WHAT YOU HAVE TO DO: Produce an exact transcription of the listing below, omitting the pictures.
══ PROVIDED MATERIAL ══
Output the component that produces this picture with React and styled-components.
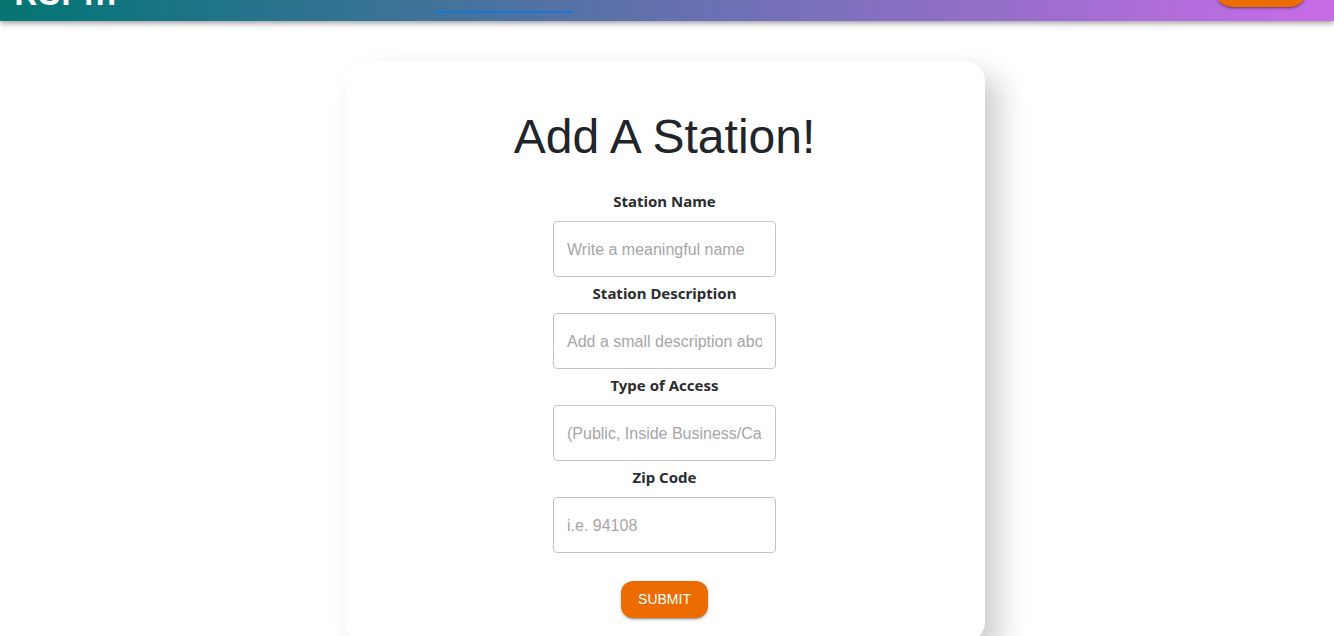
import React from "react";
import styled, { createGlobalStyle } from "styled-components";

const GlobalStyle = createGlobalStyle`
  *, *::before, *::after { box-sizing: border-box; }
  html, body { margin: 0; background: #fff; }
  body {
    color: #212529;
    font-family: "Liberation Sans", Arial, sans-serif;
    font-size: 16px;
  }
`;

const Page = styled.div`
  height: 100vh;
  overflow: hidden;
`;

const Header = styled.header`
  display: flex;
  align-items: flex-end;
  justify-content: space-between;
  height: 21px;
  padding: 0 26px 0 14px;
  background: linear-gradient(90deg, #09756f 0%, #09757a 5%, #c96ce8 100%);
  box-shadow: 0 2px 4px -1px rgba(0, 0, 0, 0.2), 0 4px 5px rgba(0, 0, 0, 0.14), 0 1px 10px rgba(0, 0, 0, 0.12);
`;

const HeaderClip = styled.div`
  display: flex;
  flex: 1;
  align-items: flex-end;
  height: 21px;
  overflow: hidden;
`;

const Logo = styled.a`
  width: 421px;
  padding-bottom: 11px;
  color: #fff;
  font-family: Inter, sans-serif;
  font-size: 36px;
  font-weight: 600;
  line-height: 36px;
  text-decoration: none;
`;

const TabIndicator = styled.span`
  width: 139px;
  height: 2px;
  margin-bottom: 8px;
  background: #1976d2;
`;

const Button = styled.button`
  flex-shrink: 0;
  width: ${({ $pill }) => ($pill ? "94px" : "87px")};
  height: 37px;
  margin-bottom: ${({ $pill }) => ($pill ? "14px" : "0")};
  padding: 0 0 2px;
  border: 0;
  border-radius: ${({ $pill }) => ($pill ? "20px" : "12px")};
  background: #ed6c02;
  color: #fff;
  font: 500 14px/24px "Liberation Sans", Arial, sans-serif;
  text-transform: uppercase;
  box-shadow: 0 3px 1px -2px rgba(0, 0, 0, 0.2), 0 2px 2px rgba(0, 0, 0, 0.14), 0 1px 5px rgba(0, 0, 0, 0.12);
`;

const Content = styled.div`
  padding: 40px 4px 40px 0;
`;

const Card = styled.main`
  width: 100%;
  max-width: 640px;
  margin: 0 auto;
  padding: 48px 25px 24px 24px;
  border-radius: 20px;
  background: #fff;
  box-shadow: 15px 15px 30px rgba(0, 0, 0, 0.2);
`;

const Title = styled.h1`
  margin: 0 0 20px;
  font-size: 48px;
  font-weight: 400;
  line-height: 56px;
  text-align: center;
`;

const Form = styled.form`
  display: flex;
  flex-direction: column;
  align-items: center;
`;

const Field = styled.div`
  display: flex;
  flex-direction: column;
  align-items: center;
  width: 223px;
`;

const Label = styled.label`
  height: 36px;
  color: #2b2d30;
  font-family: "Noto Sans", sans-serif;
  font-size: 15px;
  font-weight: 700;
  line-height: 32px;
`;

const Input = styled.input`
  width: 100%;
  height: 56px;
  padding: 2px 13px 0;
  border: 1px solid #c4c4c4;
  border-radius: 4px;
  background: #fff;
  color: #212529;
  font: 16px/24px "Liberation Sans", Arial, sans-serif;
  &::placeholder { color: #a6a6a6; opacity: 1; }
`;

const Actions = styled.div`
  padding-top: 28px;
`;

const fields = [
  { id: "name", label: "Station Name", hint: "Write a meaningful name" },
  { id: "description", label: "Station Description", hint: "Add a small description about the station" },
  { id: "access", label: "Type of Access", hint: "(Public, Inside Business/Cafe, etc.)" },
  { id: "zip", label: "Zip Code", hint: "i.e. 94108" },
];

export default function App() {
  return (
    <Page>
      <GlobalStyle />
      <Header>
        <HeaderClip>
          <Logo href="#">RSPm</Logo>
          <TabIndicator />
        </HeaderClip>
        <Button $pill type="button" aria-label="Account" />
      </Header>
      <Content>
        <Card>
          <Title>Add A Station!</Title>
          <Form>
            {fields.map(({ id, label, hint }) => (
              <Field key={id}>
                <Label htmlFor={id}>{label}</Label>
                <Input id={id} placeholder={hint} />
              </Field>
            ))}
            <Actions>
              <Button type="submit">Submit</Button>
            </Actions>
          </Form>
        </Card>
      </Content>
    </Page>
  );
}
═══
RIGHT ANSWER:
Output the component that produces this picture with React and styled-components.
import React from "react";
import styled, { createGlobalStyle } from "styled-components";

const GlobalStyle = createGlobalStyle`
  *, *::before, *::after { box-sizing: border-box; }
  html, body { margin: 0; background: #fff; }
  body {
    color: #212529;
    font-family: "Liberation Sans", Arial, sans-serif;
    font-size: 16px;
  }
`;

const Page = styled.div`
  height: 100vh;
  overflow: hidden;
`;

const Header = styled.header`
  display: flex;
  align-items: flex-end;
  justify-content: space-between;
  height: 21px;
  padding: 0 26px 0 14px;
  background: linear-gradient(90deg, #09756f 0%, #09757a 5%, #c96ce8 100%);
  box-shadow: 0 2px 4px -1px rgba(0, 0, 0, 0.2), 0 4px 5px rgba(0, 0, 0, 0.14), 0 1px 10px rgba(0, 0, 0, 0.12);
`;

const HeaderClip = styled.div`
  display: flex;
  flex: 1;
  align-items: flex-end;
  height: 21px;
  overflow: hidden;
`;

const Logo = styled.a`
  width: 421px;
  padding-bottom: 11px;
  color: #fff;
  font-family: Inter, sans-serif;
  font-size: 36px;
  font-weight: 600;
  line-height: 36px;
  text-decoration: none;
`;

const TabIndicator = styled.span`
  width: 139px;
  height: 2px;
  margin-bottom: 8px;
  background: #1976d2;
`;

const Button = styled.button`
  flex-shrink: 0;
  width: ${({ $pill }) => ($pill ? "94px" : "87px")};
  height: 37px;
  margin-bottom: ${({ $pill }) => ($pill ? "14px" : "0")};
  padding: 0 0 2px;
  border: 0;
  border-radius: ${({ $pill }) => ($pill ? "20px" : "12px")};
  background: #ed6c02;
  color: #fff;
  font: 500 14px/24px "Liberation Sans", Arial, sans-serif;
  text-transform: uppercase;
  box-shadow: 0 3px 1px -2px rgba(0, 0, 0, 0.2), 0 2px 2px rgba(0, 0, 0, 0.14), 0 1px 5px rgba(0, 0, 0, 0.12);
`;

const Content = styled.div`
  padding: 40px 4px 40px 0;
`;

const Card = styled.main`
  width: 100%;
  max-width: 640px;
  margin: 0 auto;
  padding: 48px 25px 24px 24px;
  border-radius: 20px;
  background: #fff;
  box-shadow: 15px 15px 30px rgba(0, 0, 0, 0.2);
`;

const Title = styled.h1`
  margin: 0 0 20px;
  font-size: 48px;
  font-weight: 400;
  line-height: 56px;
  text-align: center;
`;

const Form = styled.form`
  display: flex;
  flex-direction: column;
  align-items: center;
`;

const Field = styled.div`
  display: flex;
  flex-direction: column;
  align-items: center;
  width: 223px;
`;

const Label = styled.label`
  height: 36px;
  color: #2b2d30;
  font-family: "Noto Sans", sans-serif;
  font-size: 15px;
  font-weight: 700;
  line-height: 32px;
`;

const Input = styled.input`
  width: 100%;
  height: 56px;
  padding: 2px 13px 0;
  border: 1px solid #c4c4c4;
  border-radius: 4px;
  background: #fff;
  color: #212529;
  font: 16px/24px "Liberation Sans", Arial, sans-serif;
  &::placeholder { color: #a6a6a6; opacity: 1; }
`;

const Actions = styled.div`
  padding-top: 28px;
`;

const fields = [
  { id: "name", label: "Station Name", hint: "Write a meaningful name" },
  { id: "description", label: "Station Description", hint: "Add a small description about the station" },
  { id: "access", label: "Type of Access", hint: "(Public, Inside Business/Cafe, etc.)" },
  { id: "zip", label: "Zip Code", hint: "i.e. 94108" },
];

export default function App() {
  return (
    <Page>
      <GlobalStyle />
      <Header>
        <HeaderClip>
          <Logo href="#">RSPm</Logo>
          <TabIndicator />
        </HeaderClip>
        <Button $pill type="button" aria-label="Account" />
      </Header>
      <Content>
        <Card>
          <Title>Add A Station!</Title>
          <Form>
            {fields.map(({ id, label, hint }) => (
              <Field key={id}>
                <Label htmlFor={id}>{label}</Label>
                <Input id={id} placeholder={hint} />
              </Field>
            ))}
            <Actions>
              <Button type="submit">Submit</Button>
            </Actions>
          </Form>
        </Card>
      </Content>
    </Page>
  );
}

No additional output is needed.